The planning commission must have time to review both the shooting ordinances and the Critical Areas Ordinance by the county’s deadlines.

Morley said the deadlines imposed on volunteer planning commission members are a necessity.

“This timeline is necessary to preserve $1.422 Million in funding that the State Legislature appropriated this year for the County’s Hadlock Wastewater Treatment System project.”

The planning commission’s work on the shooting ordinances must be wrapped up in time to allow the commission to shift its attention to the critical areas ordinance so that the board of commissioners can meet their Feb. 28 deadline on that project.

NO EXTENSION, MORLEY SAYS

Why not ask for an extension to the deadline?

That could put the Hadlock Sewer project in limbo, says Morley.

At the planning commission meeting on Oct. 16, members of the Tarboo Ridge Coalition offered to seek an extension from the state environmental appeals board, but the County Commission rejects that course.

“Even if the Growth Board would grant us an extension, the extension would further jeopardize the funding for the Hadlock sewer project under the Public Works Board’s rules,” Morley wrote.

But for some members of the planning commission, forcing a fast timeline on the shooting ordinance revisions will only cause the county to repeat its mistakes.

“I and many other members have jobs,” Planning Commission member Lorna Smith said. “Trying to fit in review of the documents is going to take time. This is not a very fair and respectful timeline for the Planning Commission. We have to do this deliberately and that takes time.”

At the planning commission meeting on Oct. 16, Morley and DCD director Patty Charnas presented the commission with a 50-page document detailing proposed changes to the commercial shooting range ordinances in order to come into compliance with the GMHB.

“The crux of it is that the Growth Management Hearings Board felt that the Title 8 ordinance should have gone through the Planning Commission for a hearing,” Nilssen said. “That’s the biggest hiccup in this whole thing.”

Last year, only the Title 18 ordinance went through the Planning Commission.

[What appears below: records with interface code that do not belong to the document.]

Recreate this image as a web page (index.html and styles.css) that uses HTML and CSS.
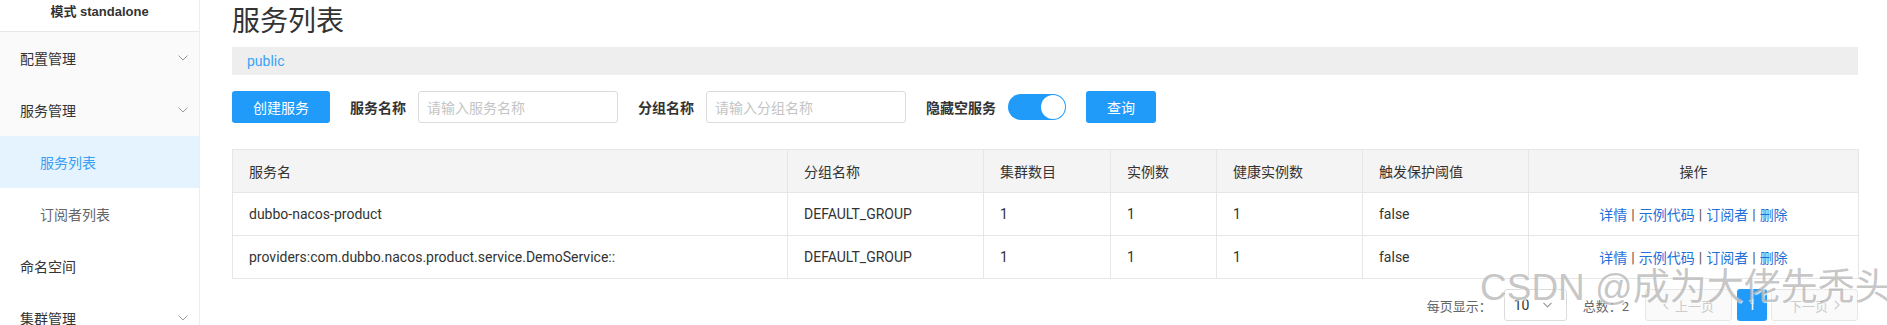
FILE: index.html
```html
<!DOCTYPE html>
<html lang="zh-CN">
<head>
<meta charset="utf-8">
<title>服务列表</title>
<link rel="stylesheet" href="styles.css">
</head>
<body>
<div class="app">
  <aside class="sidebar">
    <div class="sidebar-head">模式 standalone</div>
    <ul class="menu">
      <li class="menu-item parent">
        <span>配置管理</span>
        <svg class="chev" width="10" height="6" viewBox="0 0 10 6"><path d="M0.5 0.5 L5 5 L9.5 0.5" fill="none" stroke="#999" stroke-width="1"/></svg>
      </li>
      <li class="menu-item parent">
        <span>服务管理</span>
        <svg class="chev" width="10" height="6" viewBox="0 0 10 6"><path d="M0.5 0.5 L5 5 L9.5 0.5" fill="none" stroke="#999" stroke-width="1"/></svg>
      </li>
      <li class="menu-item sub active"><span>服务列表</span></li>
      <li class="menu-item sub"><span>订阅者列表</span></li>
      <li class="menu-item"><span>命名空间</span></li>
      <li class="menu-item">
        <span>集群管理</span>
        <svg class="chev" width="10" height="6" viewBox="0 0 10 6"><path d="M0.5 0.5 L5 5 L9.5 0.5" fill="none" stroke="#999" stroke-width="1"/></svg>
      </li>
    </ul>
  </aside>

  <main class="main">
    <h1 class="page-title">服务列表</h1>
    <div class="ns-bar"><span class="ns">public</span></div>

    <div class="toolbar">
      <button class="btn btn-primary btn-create">创建服务</button>
      <label class="field-label">服务名称</label>
      <div class="input"><span class="placeholder">请输入服务名称</span></div>
      <label class="field-label">分组名称</label>
      <div class="input"><span class="placeholder">请输入分组名称</span></div>
      <label class="field-label">隐藏空服务</label>
      <div class="switch"><span class="knob"></span></div>
      <button class="btn btn-primary btn-query">查询</button>
    </div>

    <table class="grid">
      <colgroup>
        <col class="c-name"><col class="c-group"><col class="c-cluster"><col class="c-inst"><col class="c-healthy"><col class="c-threshold"><col class="c-ops">
      </colgroup>
      <thead>
        <tr>
          <th>服务名</th><th>分组名称</th><th>集群数目</th><th>实例数</th><th>健康实例数</th><th>触发保护阈值</th><th class="center">操作</th>
        </tr>
      </thead>
      <tbody>
        <tr>
          <td>dubbo-nacos-product</td><td>DEFAULT_GROUP</td><td>1</td><td>1</td><td>1</td><td>false</td>
          <td class="center ops"><a>详情</a><span class="sep">|</span><a>示例代码</a><span class="sep">|</span><a>订阅者</a><span class="sep">|</span><a>删除</a></td>
        </tr>
        <tr>
          <td>providers:com.dubbo.nacos.product.service.DemoService::</td><td>DEFAULT_GROUP</td><td>1</td><td>1</td><td>1</td><td>false</td>
          <td class="center ops"><a>详情</a><span class="sep">|</span><a>示例代码</a><span class="sep">|</span><a>订阅者</a><span class="sep">|</span><a>删除</a></td>
        </tr>
      </tbody>
    </table>

    <div class="pager">
      <span class="pager-label">每页显示：</span>
      <div class="select"><span>10</span>
        <svg width="9" height="6" viewBox="0 0 9 6"><path d="M0.5 0.8 L4.5 4.8 L8.5 0.8" fill="none" stroke="#999" stroke-width="1.2"/></svg>
      </div>
      <span class="pager-total">总数：2</span>
      <button class="pg pg-nav"><svg width="6" height="10" viewBox="0 0 6 10"><path d="M5 0.8 L1 5 L5 9.2" fill="none" stroke="#ccc" stroke-width="1.2"/></svg><span>上一页</span></button>
      <button class="pg pg-cur">1</button>
      <button class="pg pg-nav"><span>下一页</span><svg width="6" height="10" viewBox="0 0 6 10"><path d="M1 0.8 L5 5 L1 9.2" fill="none" stroke="#ccc" stroke-width="1.2"/></svg></button>
    </div>
  </main>
  <div class="watermark">CSDN @成为大佬先秃头</div>
</div>
</body>
</html>
```

FILE: styles.css
```css
* { box-sizing: border-box; }
html, body { margin: 0; padding: 0; }
body {
  font-family: Roboto, "Noto Sans CJK SC", sans-serif;
  font-size: 14px;
  color: #333;
  background: #fff;
  overflow: hidden;
  height: 325px;
}
.app {
  display: flex;
  position: relative;
  height: 325px;
  overflow: hidden;
}

/* sidebar */
.sidebar {
  width: 200px;
  flex: none;
  border-right: 1px solid #eee;
  background: #fff;
}
.sidebar-head {
  height: 32px;
  border-bottom: 1px solid #e8e8e8;
  text-align: center;
  font-family: "Liberation Sans", "Noto Sans CJK SC", sans-serif;
  font-weight: bold;
  font-size: 13px;
  line-height: 24px;
  color: #333;
}
.menu { list-style: none; margin: 0; padding: 0; }
.menu-item {
  height: 52px;
  display: flex;
  align-items: center;
  justify-content: space-between;
  padding: 0 11px 0 20px;
  color: #333;
  font-size: 14px;
}
.menu-item.parent { background: #fafafa; }
.menu-item.sub { padding-left: 40px; color: #666; }
.menu-item.active { background: #e4f3fe; color: #3a9ef2; }
.chev { flex: none; }

/* main */
.main {
  flex: 1;
  min-width: 0;
  padding: 2px 29px 0 32px;
}
.page-title {
  margin: 0;
  font-size: 28px;
  font-weight: normal;
  line-height: 40px;
  height: 40px;
  color: #333;
}
.ns-bar {
  margin-top: 5px;
  height: 28px;
  background: #eee;
  padding-left: 15px;
  display: flex;
  align-items: center;
}
.ns { color: #3aa3f5; font-size: 14px; }

.toolbar {
  display: flex;
  align-items: center;
  height: 32px;
  margin-top: 16px;
}
.btn {
  height: 32px;
  border: none;
  border-radius: 3px;
  font-family: inherit;
  font-size: 14px;
  padding: 0;
}
.btn-primary { background: #209bfa; color: #fff; }
.btn-create { width: 98px; }
.btn-query { width: 70px; margin-left: 20px; }
.field-label {
  margin-left: 20px;
  margin-right: 12px;
  font-weight: bold;
  color: #333;
  white-space: nowrap;
}
.input {
  width: 200px;
  height: 32px;
  border: 1px solid #dcdcdc;
  border-radius: 3px;
  padding-left: 8px;
  display: flex;
  align-items: center;
}
.placeholder { color: #c4c4c4; }
.switch {
  width: 58px;
  height: 26px;
  border-radius: 13px;
  background: #209bfa;
  display: flex;
  justify-content: flex-end;
  align-items: center;
  padding-right: 1px;
}
.knob {
  width: 24px;
  height: 24px;
  border-radius: 50%;
  background: #fff;
}

/* table */
.grid {
  margin-top: 26px;
  width: 1626px;
  border-collapse: collapse;
  table-layout: fixed;
  border: 1px solid #e6e6e6;
}
.c-name { width: 555px; }
.c-group { width: 196px; }
.c-cluster { width: 127px; }
.c-inst { width: 106px; }
.c-healthy { width: 146px; }
.c-threshold { width: 166px; }
.c-ops { width: 330px; }
.grid th, .grid td {
  height: 43px;
  border: 1px solid #e6e6e6;
  padding: 0 16px;
  text-align: left;
  font-weight: normal;
  white-space: nowrap;
  overflow: hidden;
}
.grid th { background: #f4f4f4; color: #333; }
.grid td { color: #333; }
.grid .center { text-align: center; }
.ops a { color: #1f6fd8; }
.ops .sep { color: #555; margin: 0 4px; }

/* pager */
.pager {
  display: flex;
  justify-content: flex-end;
  align-items: center;
  margin-top: 10px;
  height: 32px;
  font-size: 13px;
  color: #666;
}
.pager-label { margin-right: 12px; }
.select {
  width: 63px;
  height: 32px;
  border: 1px solid #dcdcdc;
  border-radius: 3px;
  display: flex;
  align-items: center;
  justify-content: space-between;
  padding: 0 14px 0 9px;
  color: #333;
  font-size: 14px;
}
.pager-total { margin-left: 16px; margin-right: 16px; }
.pg {
  height: 32px;
  border-radius: 3px;
  font-family: inherit;
  font-size: 13px;
  padding: 0;
  display: flex;
  align-items: center;
  justify-content: center;
  gap: 6px;
}
.pg-nav {
  width: 87px;
  border: 1px solid #e6e6e6;
  background: #fafafa;
  color: #ccc;
}
.pg-cur {
  width: 30px;
  margin: 0 4px 0 5px;
  border: none;
  background: #209bfa;
  color: #fff;
  font-size: 14px;
}

.watermark {
  position: absolute;
  left: 1480px;
  top: 266px;
  font-family: "Liberation Sans", "Noto Sans CJK SC", sans-serif;
  font-size: 37px;
  line-height: 44px;
  color: rgba(150, 150, 150, 0.55);
  text-shadow: 1px 1px 1px rgba(255, 255, 255, 0.8);
  white-space: nowrap;
  pointer-events: none;
}
```
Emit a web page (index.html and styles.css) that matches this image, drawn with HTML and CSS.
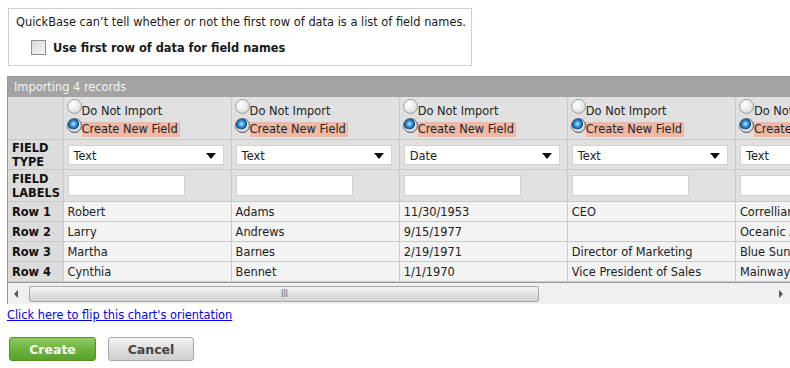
FILE: index.html
```html
<!DOCTYPE html>
<html lang="en">

<head>
    <meta charset="UTF-8">
    <title>Import Data</title>
    <link rel="stylesheet" href="styles.css">
</head>

<body>
    <div class="notice">
        <p class="notice-text">QuickBase can’t tell whether or not the first row of data is a list of field names.</p>
        <label class="notice-check">
            <span class="checkbox"></span>
            <span>Use first row of data for field names</span>
        </label>
    </div>

    <div class="grid">
        <div class="grid-title">Importing 4 records</div>
        <div class="grid-body">
            <table class="import-table">
                <colgroup>
                    <col class="col-label">
                    <col class="col-field">
                    <col class="col-field">
                    <col class="col-field">
                    <col class="col-field">
                    <col class="col-field">
                </colgroup>
                <tr class="row-choice">
                    <th></th>
                    <td><div class="choice"><span class="radio"></span>Do Not Import</div><div class="choice"><span class="radio checked"></span><span class="hl">Create New Field</span></div></td>
                    <td><div class="choice"><span class="radio"></span>Do Not Import</div><div class="choice"><span class="radio checked"></span><span class="hl">Create New Field</span></div></td>
                    <td><div class="choice"><span class="radio"></span>Do Not Import</div><div class="choice"><span class="radio checked"></span><span class="hl">Create New Field</span></div></td>
                    <td><div class="choice"><span class="radio"></span>Do Not Import</div><div class="choice"><span class="radio checked"></span><span class="hl">Create New Field</span></div></td>
                    <td><div class="choice"><span class="radio"></span>Do Not Import</div><div class="choice"><span class="radio checked"></span><span class="hl">Create New Field</span></div></td>
                </tr>
                <tr class="row-type">
                    <th>FIELD<br>TYPE</th>
                    <td><div class="select">Text</div></td>
                    <td><div class="select">Text</div></td>
                    <td><div class="select">Date</div></td>
                    <td><div class="select">Text</div></td>
                    <td><div class="select">Text</div></td>
                </tr>
                <tr class="row-labels">
                    <th>FIELD<br>LABELS</th>
                    <td><div class="text-input"></div></td>
                    <td><div class="text-input"></div></td>
                    <td><div class="text-input"></div></td>
                    <td><div class="text-input"></div></td>
                    <td><div class="text-input"></div></td>
                </tr>
                <tr class="row-data">
                    <th>Row 1</th>
                    <td>Robert</td>
                    <td>Adams</td>
                    <td>11/30/1953</td>
                    <td>CEO</td>
                    <td>Correllian Industries</td>
                </tr>
                <tr class="row-data">
                    <th>Row 2</th>
                    <td>Larry</td>
                    <td>Andrews</td>
                    <td>9/15/1977</td>
                    <td></td>
                    <td>Oceanic Airlines</td>
                </tr>
                <tr class="row-data">
                    <th>Row 3</th>
                    <td>Martha</td>
                    <td>Barnes</td>
                    <td>2/19/1971</td>
                    <td>Director of Marketing</td>
                    <td>Blue Sun Corporation</td>
                </tr>
                <tr class="row-data">
                    <th>Row 4</th>
                    <td>Cynthia</td>
                    <td>Bennet</td>
                    <td>1/1/1970</td>
                    <td>Vice President of Sales</td>
                    <td>Mainway Toys</td>
                </tr>
            </table>
        </div>
        <!-- horizontal scroller -->
        <div class="hscroll">
            <span class="arrow arrow-left"></span>
            <div class="track">
                <div class="thumb"><span class="grip">III</span></div>
            </div>
            <span class="arrow arrow-right"></span>
        </div>
    </div>

    <a class="flip-link" href="#">Click here to flip this chart's orientation</a>

    <div class="actions">
        <button class="btn btn-create">Create</button>
        <button class="btn btn-cancel">Cancel</button>
    </div>
</body>

</html>
```

FILE: styles.css
```css
body {
    font-family: "DejaVu Sans", Verdana, sans-serif;
    font-size: 11.4px;
    color: #1a1a1a;
    margin: 0;
    padding: 8px 0 0 7px;
    background-color: #fff;
    overflow: hidden;
}

.notice {
    width: 462px;
    height: 56px;
    margin-left: 1px;
    border: 1px solid #cfcfcf;
    box-sizing: content-box;
}

.notice-text {
    margin: 0;
    padding: 5px 0 0 7px;
    line-height: 16px;
    white-space: nowrap;
}

.notice-check {
    display: flex;
    align-items: center;
    margin: 10px 0 0 22px;
    font-weight: bold;
}

.checkbox {
    width: 13px;
    height: 13px;
    border: 1px solid #8f8f8f;
    background: linear-gradient(135deg, #d8d8d8, #f6f6f6);
    margin-right: 7px;
}

.grid {
    margin-top: 10px;
    width: 783px;
    border-left: 1px solid #9a9a9a;
    border-top: 1px solid #9a9a9a;
    background-color: #f2f2f2;
}

.grid-title {
    height: 20px;
    line-height: 21px;
    padding-left: 6px;
    background-color: #a3a3a3;
    color: #f4f4f4;
}

.grid-body {
    overflow: hidden;
    border-bottom: 1px solid #9a9a9a;
}

.import-table {
    table-layout: fixed;
    border-collapse: collapse;
    width: 896px;
}

.col-label {
    width: 55px;
}

.col-field {
    width: 168px;
}

.import-table th,
.import-table td {
    border: 1px solid #c9c9c9;
    padding: 0 4px;
    text-align: left;
    vertical-align: middle;
    white-space: nowrap;
    overflow: hidden;
}

.import-table tr:first-child th,
.import-table tr:first-child td {
    border-top: none;
}

.import-table th {
    border-left: none;
    background-color: #dcdcdc;
    font-weight: bold;
    line-height: 14px;
    color: #111;
}

.row-choice td,
.row-type td,
.row-labels td {
    background-color: #e0e0e0;
}

.row-choice td {
    height: 40px;
    padding: 2px 3px 0;
    vertical-align: top;
}

.choice {
    display: flex;
    align-items: flex-end;
    height: 19px;
    color: #222;
}

.choice .radio {
    margin-bottom: 4px;
}

.hl {
    background-color: #f0b9a6;
    padding-right: 2px;
    line-height: 15px;
}

.radio {
    width: 13px;
    height: 13px;
    border-radius: 50%;
    border: 1px solid #9c9c9c;
    background: radial-gradient(circle at 40% 35%, #ffffff 0, #ececec 45%, #c7c7c7 100%);
    flex: none;
}

.radio.checked {
    border-color: #5c5c5c;
    background:
        radial-gradient(circle at 42% 38%, #bfe6ff 0, #2f8fd6 28%, #0a4f8a 48%, transparent 52%),
        radial-gradient(circle at 40% 35%, #ffffff 0, #e4e4e4 60%, #a9a9a9 100%);
}

.row-type td {
    height: 29px;
    padding: 0 4px;
}

.select {
    position: relative;
    height: 20px;
    line-height: 20px;
    padding-left: 5px;
    background-color: #fff;
    border: 1px solid #d2d2d2;
    box-sizing: border-box;
    width: 156px;
    color: #222;
}

.select::after {
    content: "";
    position: absolute;
    right: 7px;
    top: 7px;
    border-left: 5px solid transparent;
    border-right: 5px solid transparent;
    border-top: 6px solid #111;
}

.row-labels td {
    height: 31px;
    padding: 0 4px;
}

.text-input {
    width: 117px;
    height: 21px;
    background-color: #fff;
    border: 1px solid #d0d0d0;
    box-sizing: border-box;
}

.row-data td {
    height: 19px;
    background-color: #f3f3f3;
    color: #222;
}

.row-data th {
    height: 19px;
}

.hscroll {
    display: flex;
    align-items: center;
    height: 21px;
    background-color: #f0f0f0;
}

.arrow {
    width: 0;
    height: 0;
    border-top: 4px solid transparent;
    border-bottom: 4px solid transparent;
    flex: none;
}

.arrow-left {
    border-right: 4px solid #555;
    margin: 0 0 0 6px;
}

.arrow-right {
    border-left: 4px solid #555;
    margin: 0 8px 0 0;
}

.track {
    flex: 1;
    margin-left: 11px;
    margin-right: 11px;
}

.thumb {
    width: 510px;
    height: 16px;
    border: 1px solid #a8a8a8;
    border-radius: 2px;
    background: linear-gradient(#f4f4f4, #e2e2e2 50%, #d3d3d3);
    box-sizing: border-box;
    display: flex;
    justify-content: center;
    align-items: center;
}

.grip {
    font-size: 10px;
    color: #6a6a6a;
    transform: scaleX(0.8);
}

.flip-link {
    display: inline-block;
    margin-top: 4px;
    color: #0000ee;
}

.actions {
    display: flex;
    gap: 12px;
    margin-top: 15px;
    margin-left: 2px;
}

.btn {
    font-family: "DejaVu Sans", Verdana, sans-serif;
    font-size: 12.5px;
    font-weight: bold;
    height: 24px;
    border-radius: 3px;
    padding: 0;
    cursor: pointer;
}

.btn-create {
    width: 87px;
    color: #f4fbef;
    border: 1px solid #4f9324;
    background: linear-gradient(#8fcb62, #6fb43f 50%, #5ba02c);
}

.btn-cancel {
    width: 86px;
    color: #444;
    border: 1px solid #a8a8a8;
    background: linear-gradient(#f4f4f4, #dedede 50%, #cfcfcf);
}
```
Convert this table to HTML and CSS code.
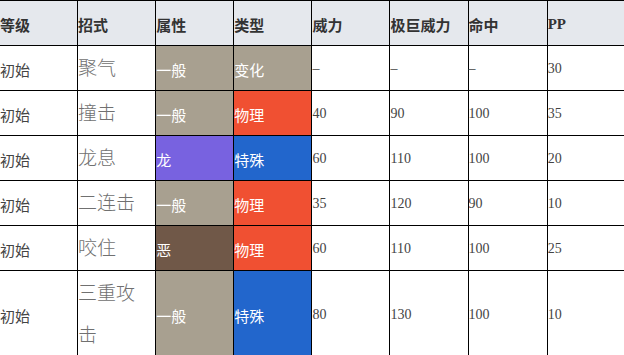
FILE: index.html
```html
<!DOCTYPE html>
<html lang="zh">
<head>
<meta charset="utf-8">
<link rel="stylesheet" href="styles.css">
</head>
<body>
<table class="moves">
  <colgroup>
    <col class="c-std"><col class="c-std"><col class="c-std"><col class="c-std">
    <col class="c-std"><col class="c-std"><col class="c-wide"><col class="c-last">
  </colgroup>
  <thead>
    <tr>
      <th>等级</th><th>招式</th><th>属性</th><th>类型</th>
      <th>威力</th><th>极巨威力</th><th>命中</th><th>PP</th>
    </tr>
  </thead>
  <tbody>
    <tr>
      <td>初始</td><td><a class="move">聚气</a></td>
      <td class="t-normal">一般</td><td class="t-normal">变化</td>
      <td>–</td><td>–</td><td>–</td><td>30</td>
    </tr>
    <tr>
      <td>初始</td><td><a class="move">撞击</a></td>
      <td class="t-normal">一般</td><td class="t-physical">物理</td>
      <td>40</td><td>90</td><td>100</td><td>35</td>
    </tr>
    <tr>
      <td>初始</td><td><a class="move">龙息</a></td>
      <td class="t-dragon">龙</td><td class="t-special">特殊</td>
      <td>60</td><td>110</td><td>100</td><td>20</td>
    </tr>
    <tr>
      <td>初始</td><td><a class="move">二连击</a></td>
      <td class="t-normal">一般</td><td class="t-physical">物理</td>
      <td>35</td><td>120</td><td>90</td><td>10</td>
    </tr>
    <tr>
      <td>初始</td><td><a class="move">咬住</a></td>
      <td class="t-dark">恶</td><td class="t-physical">物理</td>
      <td>60</td><td>110</td><td>100</td><td>25</td>
    </tr>
    <tr>
      <td>初始</td><td><a class="move">三重攻击</a></td>
      <td class="t-normal">一般</td><td class="t-special">特殊</td>
      <td>80</td><td>130</td><td>100</td><td>10</td>
    </tr>
  </tbody>
</table>
</body>
</html>
```
FILE: styles.css
```css
html, body {
  margin: 0;
  padding: 0;
  background: #ffffff;
  overflow: hidden;
}

.moves {
  border-collapse: collapse;
  table-layout: fixed;
  width: 640px;
  margin-left: -1px;
  font-family: "Liberation Serif", "Noto Sans CJK SC", serif;
  font-size: 14px;
  color: #444;
}

.c-std { width: 77px; }
.c-wide { width: 78px; }
.c-last { width: 90px; }

.moves th,
.moves td {
  border: 1px solid #000;
  padding: 2px 0 0 0;
  height: 42px;
  text-align: left;
  vertical-align: middle;
}

.moves th {
  background: #e5e8ed;
  color: #333;
  font-weight: bold;
  font-size: 15px;
}

.moves td:first-child {
  font-size: 15px;
}

.move {
  display: block;
  font-size: 19px;
  font-weight: 300;
  line-height: 42px;
  color: #707070;
  padding-right: 4px;
}

.t-normal,
.t-physical,
.t-special,
.t-dragon,
.t-dark {
  color: #fff;
  font-size: 15px;
}

.t-normal { background: #a8a090; }
.t-physical { background: #f05032; }
.t-special { background: #2266cc; }
.t-dragon { background: #7862e0; }
.t-dark { background: #705848; }
```
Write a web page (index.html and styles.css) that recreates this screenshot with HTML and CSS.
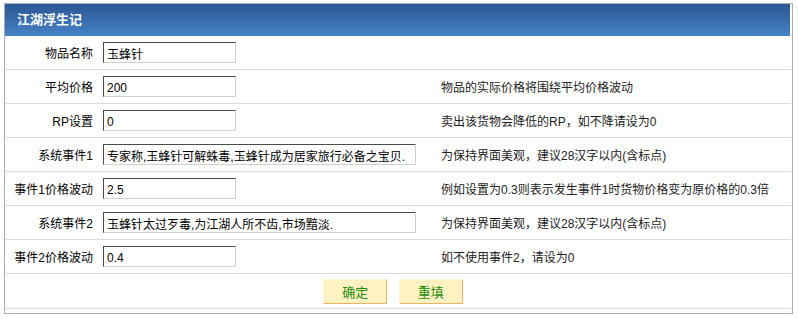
FILE: index.html
```html
<!DOCTYPE html>
<html lang="zh-CN">
<head>
    <meta charset="UTF-8">
    <meta name="viewport" content="width=device-width, initial-scale=1.0">
    <title>江湖浮生记</title>
    <link rel="stylesheet" href="styles.css">
</head>
<body>

<div class="panel">
    <div class="panel-title">江湖浮生记</div>
    <form>
        <table class="form-table">
            <tr>
                <td class="label">物品名称</td>
                <td class="field"><input type="text" class="text-input" value="玉蜂针"></td>
                <td class="tip"></td>
            </tr>
            <tr>
                <td class="label">平均价格</td>
                <td class="field"><input type="text" class="text-input" value="200"></td>
                <td class="tip">物品的实际价格将围绕平均价格波动</td>
            </tr>
            <tr>
                <td class="label">RP设置</td>
                <td class="field"><input type="text" class="text-input" value="0"></td>
                <td class="tip">卖出该货物会降低的RP，如不降请设为0</td>
            </tr>
            <tr>
                <td class="label">系统事件1</td>
                <td class="field"><input type="text" class="text-input wide" value="专家称,玉蜂针可解蛛毒,玉蜂针成为居家旅行必备之宝贝."></td>
                <td class="tip">为保持界面美观，建议28汉字以内(含标点)</td>
            </tr>
            <tr>
                <td class="label">事件1价格波动</td>
                <td class="field"><input type="text" class="text-input" value="2.5"></td>
                <td class="tip">例如设置为0.3则表示发生事件1时货物价格变为原价格的0.3倍</td>
            </tr>
            <tr>
                <td class="label">系统事件2</td>
                <td class="field"><input type="text" class="text-input wide" value="玉蜂针太过歹毒,为江湖人所不齿,市场黯淡."></td>
                <td class="tip">为保持界面美观，建议28汉字以内(含标点)</td>
            </tr>
            <tr>
                <td class="label">事件2价格波动</td>
                <td class="field"><input type="text" class="text-input" value="0.4"></td>
                <td class="tip">如不使用事件2，请设为0</td>
            </tr>
            <tr>
                <td class="actions" colspan="3">
                    <button type="submit" class="btn">确定</button>
                    <button type="reset" class="btn">重填</button>
                </td>
            </tr>
        </table>
    </form>
</div>

</body>
</html>
```

FILE: styles.css
```css
body {
    margin: 3px 0 0 4px;
    font-family: "Liberation Sans", "Noto Sans CJK SC", sans-serif;
    font-size: 12px;
    color: #000;
    background: #fff;
}
.panel {
    width: 786px;
    border: 1px solid #a7b0b9;
    padding: 0 1px 4px 0;
    box-sizing: content-box;
}
.panel-title {
    height: 32px;
    line-height: 32px;
    margin-right: 1px;
    padding-left: 12px;
    color: #fff;
    font-size: 13px;
    font-weight: bold;
    background: linear-gradient(#2c5795, #4682c5);
}
.form-table {
    width: 100%;
    border-collapse: separate;
    border-spacing: 0;
}
.form-table td {
    height: 33px;
    padding: 0;
    border-bottom: 1px solid #d6dce2;
    vertical-align: middle;
}
.label {
    width: 88px;
    padding-right: 4px !important;
    text-align: right;
    white-space: nowrap;
}
.field {
    width: 340px;
}
.tip {
    padding-left: 4px !important;
    color: #222;
    white-space: nowrap;
}
.text-input {
    width: 133px;
    height: 21px;
    margin-left: 6px;
    padding: 2px 3px 0;
    box-sizing: border-box;
    border: 1px solid;
    border-color: #4a4a4a #d0d0d0 #d0d0d0 #4a4a4a;
    font-family: "Liberation Sans", "Noto Sans CJK SC", sans-serif;
    font-size: 12px;
    color: #000;
    vertical-align: middle;
}
.text-input.wide {
    width: 313px;
}
.actions {
    height: 34px !important;
    padding-right: 10px !important;
    text-align: center;
}
.btn {
    width: 64px;
    height: 25px;
    margin: 0 4px;
    padding: 0;
    border: 1px solid;
    border-color: #fff6d6 #eab465 #eab465 #fff6d6;
    background: #fff2c2;
    color: #1c8c0c;
    font-family: "Liberation Sans", "Noto Sans CJK SC", sans-serif;
    font-size: 13px;
    vertical-align: middle;
}
```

This time around, they get a chance to look at both ordinances and make recommendations for changes.

For Smith, who was one of several commission members to make a list of recommendations last fall that the county commissioners did not include in the final draft, many of her recommendations are the same as they were a year ago.

“Depending on my reading of what they presented to us, I’d probably be presenting the same issues,” she said. “I still find the same faults with the ordinances that I did a year ago.”

Smith said she feels frustrated that the planning commission must revise the ordinances, when all their additional recommendations were ignored last year.

These suggested amendments included prohibiting military and law enforcement training at commercial shooting facilities, requiring shooting hours to be restricted to 8 a.m. to 5 p.m., prohibiting landing an aircraft or discharging firearms from an aircraft or drone at a commercial shooting facility, requiring a 500-yard setback of shooting areas around any lake greater than 20 acres, requiring a 16-foot-high noise barrier above grade at shooting ranges, and requiring all shooting areas to be fenced to a minimum height of 8 feet.

“I am certainly going to recommend those be added,” Nilssen said.

But will the commissioners take their recommendations this year?

“I do not feel like the Board of County Commissioners gives adequate weight to the recommendations of the planning commission,” Smith said. “We don’t want to feel like we’re sitting there wasting our time.”

For Smith, who is the executive director of Western Wildlife Outreach, her planning commission position is a volunteer role that she takes very seriously.

“I see my role as representing the citizens for the county and making sure we abide by the rules of the county’s comprehensive plan,” she said.

Nilssen feels like the Board of County Commissioners has done a good job of listening to the Planning Commission in the past.

“It’s not just about what the Planning Commission wants,” he said. “They have a lot of angles they have to deal with, including their legal advisors as well as community input.”

POSSIBLE APPEAL

The county filed a motion for reconsideration with the Growth Management Hearing Board, but the motion was denied.

“We believe they ruled on an issue (SEPA compliance) that was not put before them by the Tarboo Ridge Coalition, the organization that challenged the County’s ordinances at the Growth Board,” Morley wrote. “This violated the Growth Board’s own rules and violated due process. The County also believes the Board’s decision also was based on factual and legal errors.”

Despite this, the board reaffirmed its decision, only correcting one factual error in its original decision and order.

The county can still appeal the board’s decision to the Superior Court.

“A decision on whether or not to appeal will likely be made by the County Commissioners within the next two or three weeks,” Morley wrote. “Regardless, work continues to revise the two ordinances to comply with the Growth Board’s decision.”